The next instalment in the ground-breaking Horus Heresy series by Mitchell Scanlon, telling the tale of the civil war that nearly tore the human Imperium apart, ten thousand years ago. The novel explores the dark and mysterious history of the Dark Angels Legion and their Primarch Lion El’Jonson.
When the Imperial fleet rediscovers the planet Caliban, the Emperor is reunited with his missing son the Primarch Lion El’Jonson. As Dark Angels old and new join the Great Crusade, a chain of events is set in motion that will change Caliban, its people, and the Legion forever.
I’ve seen a lot of mixed reviews for this book and I think I know why. As one of the books in Horus Heresy, Descent of Angels really doesn’t deal a lot with the Heresy itself. I think it would be more apt to call this a pre-Heresy novel.
Maybe at that point in time, Black Library wanted to do something different and decided to show what a pre-Imperium world would look like. For fans coming to this book with the expectation to read all about the Dark Angels’ role in the Heresy, I understand the disappointment. Whereas for me, I’ve always been fascinated by what the Primarchs were like before they met the Emperor so I’m pretty happy with the setting of this book.
The first two thirds of this book depicts what life was like on Caliban before the Emperor arrived. It’s basically a Feudal world with a collection of knights to protect its inhabitants from the vicious beasts in the forests. The book follows Zahariel and his cousin Nemiel as they join The Order and partake in quests to rid every beast from Caliban. Lion and Luther make an appearance here but we are mostly told how great they are through heresay and from Zahariel’s idealisation of those two characters. It would have been more rewarding if the book showed us more of the relationship between the Lion and Luther rather than so much time on the young initiates themselves. Even after reading this book, I couldn’t say I know Lion any better than before.

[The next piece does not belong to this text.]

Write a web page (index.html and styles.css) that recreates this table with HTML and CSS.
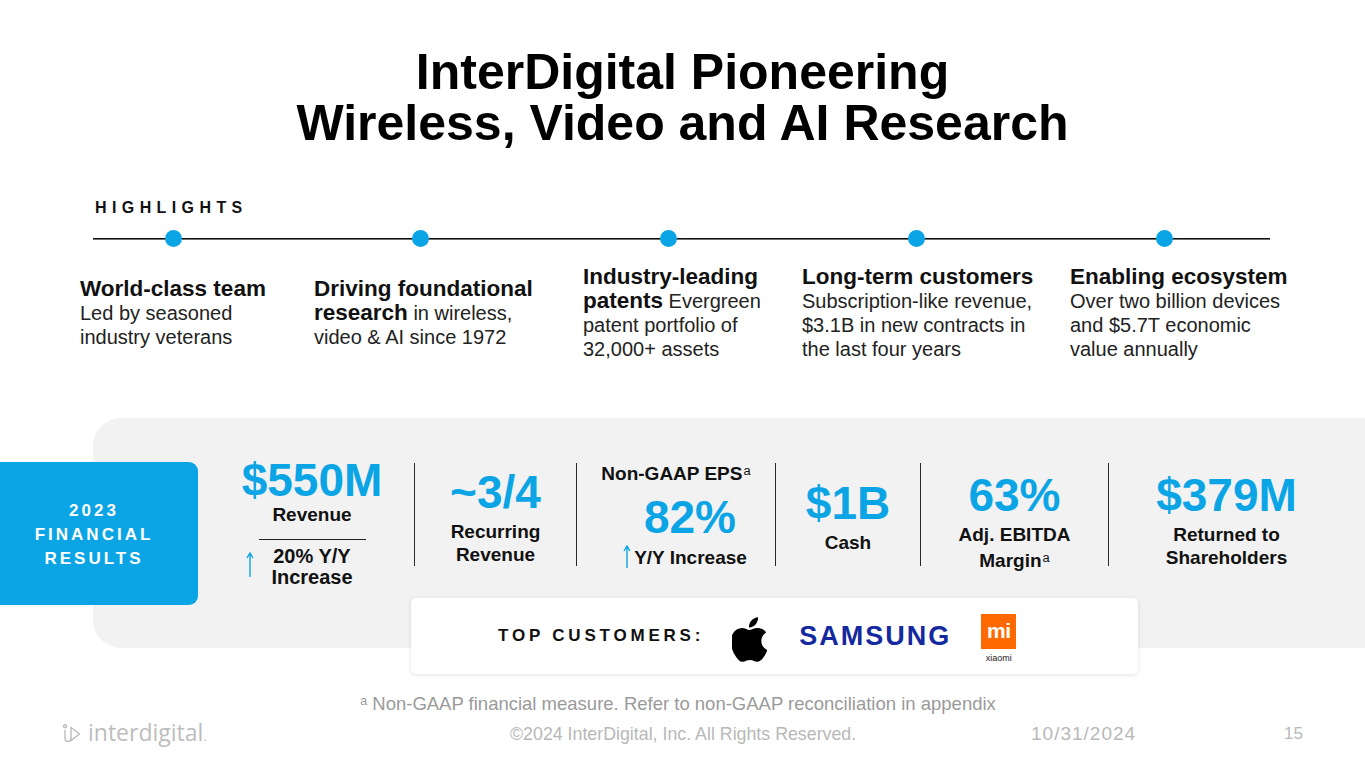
FILE: index.html
```html
<!DOCTYPE html>
<html lang="en">
<head>
<meta charset="utf-8">
<title>InterDigital Pioneering Wireless, Video and AI Research</title>
<link rel="stylesheet" href="styles.css">
</head>
<body>
<main class="slide">
  <h1 class="title">InterDigital Pioneering<br>Wireless, Video and AI Research</h1>

  <section class="highlights">
    <div class="hl-label">HIGHLIGHTS</div>
    <div class="timeline">
      <span class="dot"></span><span class="dot"></span><span class="dot"></span><span class="dot"></span><span class="dot"></span>
    </div>
    <div class="hl-grid">
      <div class="hl"><b>World-class team</b><br>Led by seasoned<br>industry veterans</div>
      <div class="hl"><b>Driving foundational</b><br><b>research</b> in wireless,<br>video &amp; AI since 1972</div>
      <div class="hl"><b>Industry-leading</b><br><b>patents</b> Evergreen<br>patent portfolio of<br>32,000+ assets</div>
      <div class="hl"><b>Long-term customers</b><br>Subscription-like revenue,<br>$3.1B in new contracts in<br>the last four years</div>
      <div class="hl"><b>Enabling ecosystem</b><br>Over two billion devices<br>and $5.7T economic<br>value annually</div>
    </div>
  </section>

  <section class="results">
    <div class="results-tag">2023<br>FINANCIAL<br>RESULTS</div>
    <div class="panel">
      <div class="stats">
        <div class="stat stat-first">
          <div class="num">$550M</div>
          <div class="lbl">Revenue</div>
          <div class="rule"></div>
          <div class="growth">
            <svg class="arrow-big" viewBox="0 0 8 25" width="8" height="25"><path d="M4 25V1.5M1 6L4 1L7 6" /></svg>
            <div class="lbl lbl-tall">20% Y/Y<br>Increase</div>
          </div>
        </div>
        <div class="stat">
          <div class="num">~3/4</div>
          <div class="lbl">Recurring<br>Revenue</div>
        </div>
        <div class="stat stat-eps">
          <div class="lbl">Non-GAAP EPS<span class="sup">a</span></div>
          <div class="num num-eps">82%</div>
          <div class="lbl lbl-yy"><svg class="arrow-small" viewBox="0 0 8 23" width="8" height="23"><path d="M4 23V1.5M1 6L4 1L7 6" /></svg>Y/Y Increase</div>
        </div>
        <div class="stat">
          <div class="num">$1B</div>
          <div class="lbl">Cash</div>
        </div>
        <div class="stat stat-top">
          <div class="num">63%</div>
          <div class="lbl">Adj. EBITDA<br>Margin<span class="sup">a</span></div>
        </div>
        <div class="stat stat-top">
          <div class="num">$379M</div>
          <div class="lbl">Returned to<br>Shareholders</div>
        </div>
      </div>

      <div class="customers">
        <span class="cust-label">TOP CUSTOMERS:</span>
        <svg class="apple" viewBox="2.8 0 18.8 24" width="35" height="45"><path d="M12.152 6.896c-.948 0-2.415-1.078-3.96-1.040-2.04.027-3.91 1.183-4.961 3.014-2.117 3.675-.546 9.103 1.519 12.09 1.013 1.454 2.208 3.09 3.792 3.039 1.52-.065 2.09-.987 3.935-.987 1.831 0 2.35.987 3.96.948 1.637-.026 2.676-1.48 3.676-2.948 1.156-1.688 1.636-3.325 1.662-3.415-.039-.013-3.182-1.221-3.22-4.857-.026-3.04 2.48-4.494 2.597-4.559-1.429-2.090-3.623-2.324-4.39-2.376-2-.156-3.675 1.09-4.61 1.09zM15.53 3.83c.843-1.012 1.4-2.427 1.245-3.83-1.207.052-2.662.805-3.532 1.818-.78.896-1.454 2.338-1.273 3.714 1.338.104 2.715-.688 3.559-1.701"/></svg>
        <span class="samsung">SAMSUNG</span>
        <span class="xiaomi">
          <span class="mi-box">mi</span>
          <span class="mi-name">xiaomi</span>
        </span>
      </div>
    </div>
  </section>

  <p class="footnote"><span class="sup">a</span> Non-GAAP financial measure. Refer to non-GAAP reconciliation in appendix</p>

  <footer class="footer">
    <div class="logo">
      <svg class="logo-icon" viewBox="0 0 19 20" width="19" height="20"><circle cx="3" cy="2.2" r="1.5"/><path d="M3 6v8.5a3 3 0 0 0 6 0"/><path d="M9 3.5L17.5 10L9 16.5Z"/></svg>
      <span class="logo-text">interdigital<span class="logo-dot">.</span></span>
    </div>
    <div class="copy">©2024 InterDigital, Inc. All Rights Reserved.</div>
    <div class="date">10/31/2024</div>
    <div class="page">15</div>
  </footer>
</main>
</body>
</html>
```

FILE: styles.css
```css
* { box-sizing: border-box; }

html, body {
  margin: 0;
  padding: 0;
  background: #ffffff;
}

body {
  font-family: "Liberation Sans", Arial, sans-serif;
  color: #1a1a1a;
}

.slide {
  width: 1365px;
  height: 768px;
  overflow: hidden;
  position: relative;
}

.title {
  margin: 47px 0 0;
  text-align: center;
  font-size: 50px;
  line-height: 51px;
  font-weight: 700;
  color: #000;
}

/* Highlights */
.hl-label {
  margin-top: 49px;
  padding-left: 95px;
  font-size: 16px;
  line-height: 20px;
  font-weight: 700;
  letter-spacing: 5.4px;
  color: #111;
}

.timeline {
  margin: 12px 0 0 93px;
  width: 1177px;
  height: 17px;
  padding: 0 97.5px 0 71.5px;
  display: flex;
  justify-content: space-between;
  align-items: center;
  background: linear-gradient(#111, #111) center / 100% 1.6px no-repeat;
}

.dot {
  width: 17px;
  height: 17px;
  border-radius: 50%;
  background: #0ba5e6;
}

.hl-grid {
  margin-top: 13px;
  height: 106px;
  padding-left: 80px;
  display: grid;
  grid-template-columns: 234px 269px 219px 268px 1fr;
  align-items: center;
}

.hl {
  font-size: 20px;
  line-height: 24px;
  white-space: nowrap;
  color: #222;
}

.hl b {
  font-size: 22.5px;
  color: #111;
}

/* Results */
.results {
  position: relative;
  margin-top: 52px;
}

.results-tag {
  position: absolute;
  left: 0;
  top: 44px;
  z-index: 2;
  width: 198px;
  height: 143px;
  border-radius: 0 9px 9px 0;
  background: #0ba5e6;
  color: #fff;
  display: flex;
  align-items: center;
  justify-content: center;
  text-align: center;
  font-size: 17px;
  line-height: 24px;
  font-weight: 700;
  letter-spacing: 3px;
  padding: 2px 10px 0 0;
}

.panel {
  position: relative;
  margin-left: 93px;
  height: 230px;
  background: #f2f2f2;
  border-radius: 28px 0 0 28px;
}

.stats {
  padding: 45px 0 0 117px;
  display: grid;
  grid-template-columns: 204px 162px 199px 145px 188px 236px;
}

.stat {
  height: 103px;
  border-left: 1.5px solid #2a2a2a;
  display: flex;
  flex-direction: column;
  align-items: center;
  justify-content: center;
  padding-top: 8px;
  text-align: center;
}

.stat > * {
  flex-shrink: 0;
}

.stat-first {
  border-left: none;
  justify-content: flex-start;
  padding-top: 0;
}

.stat-top {
  justify-content: flex-start;
  padding-top: 12px;
}

.num {
  font-size: 46px;
  line-height: 40px;
  font-weight: 700;
  color: #0ba5e6;
  margin-bottom: 8px;
}

.lbl {
  font-size: 19px;
  line-height: 23px;
  font-weight: 700;
  color: #111;
  white-space: nowrap;
}

.sup {
  font-size: 0.68em;
  vertical-align: 0.42em;
  font-weight: 400;
  margin-left: 1px;
}

.stat-first .num {
  margin-top: -3px;
  margin-bottom: 2.5px;
}

.rule {
  width: 107px;
  height: 1.5px;
  background: #222;
  margin-top: 13px;
}

.growth {
  display: flex;
  align-items: flex-start;
  justify-content: center;
  margin-top: 5.5px;
}

.arrow-big {
  margin: 6px 17px 0 -25px;
  flex: none;
}

.arrow-big path, .arrow-small path {
  fill: none;
  stroke: #0ba5e6;
  stroke-width: 1.4;
}

.lbl-tall {
  font-size: 20px;
  line-height: 21px;
}

.stat-eps {
  justify-content: flex-start;
  padding-top: 0;
}

.stat-eps .lbl:first-child {
  margin-top: -4px;
}

.num-eps {
  margin-top: 12px;
  margin-bottom: 0;
  padding-left: 28px;
}

.lbl-yy {
  margin-top: 8px;
  padding-left: 18px;
  display: flex;
  align-items: flex-end;
}

.arrow-small {
  margin: 0 3px 1px 0;
}

/* Customers */
.customers {
  position: absolute;
  left: 318px;
  top: 180px;
  width: 727px;
  height: 76px;
  background: #fff;
  border-radius: 5px;
  box-shadow: 0 1px 4px rgba(0, 0, 0, 0.12);
  display: flex;
  align-items: center;
  padding-left: 87px;
}

.cust-label {
  font-size: 17px;
  font-weight: 700;
  letter-spacing: 3.8px;
  color: #111;
}

.apple {
  margin-left: 28px;
  margin-top: 6px;
}

.apple path {
  fill: #000;
}

.samsung {
  margin-left: 32px;
  font-size: 27px;
  font-weight: 700;
  letter-spacing: 2px;
  color: #1428a0;
}

.xiaomi {
  margin-left: 30px;
  display: flex;
  flex-direction: column;
  align-items: center;
  margin-top: 6px;
}

.mi-box {
  width: 35px;
  height: 35px;
  background: #ff6900;
  color: #fff;
  font-size: 21px;
  font-weight: 700;
  line-height: 33px;
  text-align: center;
  letter-spacing: -0.5px;
}

.mi-name {
  font-size: 9px;
  line-height: 12px;
  margin-top: 3px;
  color: #222;
}

/* Footnote & footer */
.footnote {
  margin: 43px 0 0;
  padding-right: 10px;
  text-align: center;
  font-size: 18.5px;
  line-height: 20px;
  color: #9a9a9a;
}

.footer {
  margin-top: 6px;
  display: flex;
  align-items: center;
  height: 28px;
  color: #b8b8b8;
}

.logo {
  margin-left: 62px;
  width: 448px;
  display: flex;
  align-items: center;
}

.logo-icon circle, .logo-icon path {
  fill: none;
  stroke: #bdbdbd;
  stroke-width: 1.4;
}

.logo-text {
  margin-left: 7px;
  font-family: "Open Sans", "Liberation Sans", sans-serif;
  font-size: 23px;
  line-height: 26px;
  color: #bdbdbd;
}

.logo-dot {
  font-size: 12px;
}

.copy {
  width: 521px;
  font-size: 17.8px;
}

.date {
  width: 253px;
  font-size: 19px;
  letter-spacing: 1px;
}

.page {
  font-size: 17px;
}
```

The last third deals with Caliban’s intergration into the Imperium and the Crusade. Zahariel and the other initiatives are now promoted to full Astartes while some of his older brothers still join the legion but without the full power of a real Astartes. I found it fascinating that fully grown adults can still become part of the legion. I guess Lion just couldn’t abandon some of his most trusted battle brothers.
In the last section we finally get to see some real action from the Dark Angels as a legion. If only this happened sooner, the book might yet be saved from all its scathing attacks!
I’m not sure if Black Library always wanted to tell the Dark Angels’ story in two parts but I feel that it just went too far back and left all the juicy details till the last minute. I think the story would have worked better in a non-linear way with the first section as Zahariel’s flashbacks.
As for the ending, I still don’t quite understand why Lion decided to take Terran born warriors with him on the crusade instead of his Caliban brothers. This book doesn’t make it clear what Lion is thinking most of the time.
This is still an enjoyable book and provides some interesting history of the Dark Angels. The problem is that it just doesn’t fit into the Horus Heresy series. Skip this if you’re looking for a Heresy story but definitely read this if you want to understand the worlds in 40k better.